__WRITTEN PROBLEM__. Your task is to output the listing word for word, with pictures excluded.

__DATASET__.
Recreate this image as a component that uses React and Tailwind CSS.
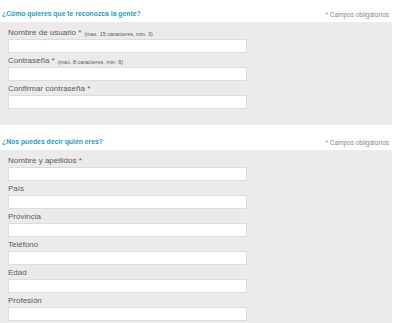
import React from "react";

const font = { fontFamily: '"Liberation Sans", Arial, sans-serif' };

function Field({ label, hint }) {
  return (
    <div className="flex flex-col">
      <div className="h-[14px] flex items-end pb-[2px] text-[8px] leading-none text-[#5a5a5a]">
        <span>{label}</span>
        {hint && <span className="ml-[3px] text-[5.5px] leading-none">{hint}</span>}
      </div>
      <input
        type="text"
        className="block w-[239px] h-[14px] p-0 bg-white border border-[#dcdcdc] outline-none"
      />
    </div>
  );
}

function Section({ title, fields }) {
  return (
    <section className="flex flex-col">
      <div className="h-[22px] flex items-end justify-between pb-[4px] pl-[2px] pr-[11px]">
        <h2 className="text-[6.8px] leading-none font-bold text-[#2a9cc0]">{title}</h2>
        <span className="text-[6.5px] leading-none text-[#888]">* Campos obligatorios</span>
      </div>
      <div className="w-[392px] bg-[#ebebeb] pl-[8px] pt-[3px] pb-[16px] flex flex-col">
        {fields.map((f) => (
          <Field key={f.label} label={f.label} hint={f.hint} />
        ))}
      </div>
    </section>
  );
}

export default function App() {
  return (
    <div className="w-[400px] h-[323px] overflow-hidden bg-white flex flex-col gap-[3px]" style={font}>
      <Section
        title="¿Cómo quieres que te reconozca la gente?"
        fields={[
          { label: "Nombre de usuario *", hint: "(max. 15 caracteres, min. 3)" },
          { label: "Contraseña *", hint: "(max. 8 caracteres, min. 6)" },
          { label: "Confirmar contraseña *" },
        ]}
      />
      <Section
        title="¿Nos puedes decir quién eres?"
        fields={[
          { label: "Nombre y apellidos *" },
          { label: "País" },
          { label: "Provincia" },
          { label: "Teléfono" },
          { label: "Edad" },
          { label: "Profesión" },
        ]}
      />
    </div>
  );
}
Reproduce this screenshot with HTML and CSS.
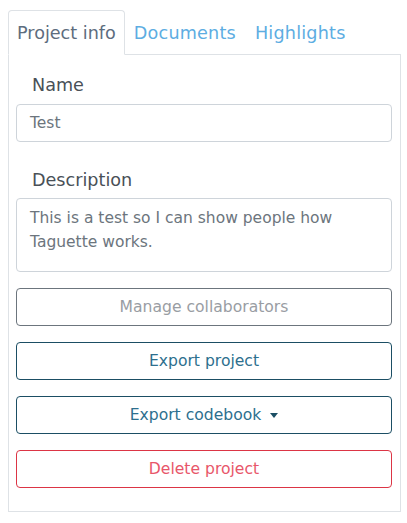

__FINISHED EXERCISE__.
Recreate this image as a component that uses React and Tailwind CSS.
import React from "react";

const font = { fontFamily: '"Liberation Sans", Arial, sans-serif' };

function Field({ label, hint }) {
  return (
    <div className="flex flex-col">
      <div className="h-[14px] flex items-end pb-[2px] text-[8px] leading-none text-[#5a5a5a]">
        <span>{label}</span>
        {hint && <span className="ml-[3px] text-[5.5px] leading-none">{hint}</span>}
      </div>
      <input
        type="text"
        className="block w-[239px] h-[14px] p-0 bg-white border border-[#dcdcdc] outline-none"
      />
    </div>
  );
}

function Section({ title, fields }) {
  return (
    <section className="flex flex-col">
      <div className="h-[22px] flex items-end justify-between pb-[4px] pl-[2px] pr-[11px]">
        <h2 className="text-[6.8px] leading-none font-bold text-[#2a9cc0]">{title}</h2>
        <span className="text-[6.5px] leading-none text-[#888]">* Campos obligatorios</span>
      </div>
      <div className="w-[392px] bg-[#ebebeb] pl-[8px] pt-[3px] pb-[16px] flex flex-col">
        {fields.map((f) => (
          <Field key={f.label} label={f.label} hint={f.hint} />
        ))}
      </div>
    </section>
  );
}

export default function App() {
  return (
    <div className="w-[400px] h-[323px] overflow-hidden bg-white flex flex-col gap-[3px]" style={font}>
      <Section
        title="¿Cómo quieres que te reconozca la gente?"
        fields={[
          { label: "Nombre de usuario *", hint: "(max. 15 caracteres, min. 3)" },
          { label: "Contraseña *", hint: "(max. 8 caracteres, min. 6)" },
          { label: "Confirmar contraseña *" },
        ]}
      />
      <Section
        title="¿Nos puedes decir quién eres?"
        fields={[
          { label: "Nombre y apellidos *" },
          { label: "País" },
          { label: "Provincia" },
          { label: "Teléfono" },
          { label: "Edad" },
          { label: "Profesión" },
        ]}
      />
    </div>
  );
}
Reproduce this screenshot with HTML and CSS.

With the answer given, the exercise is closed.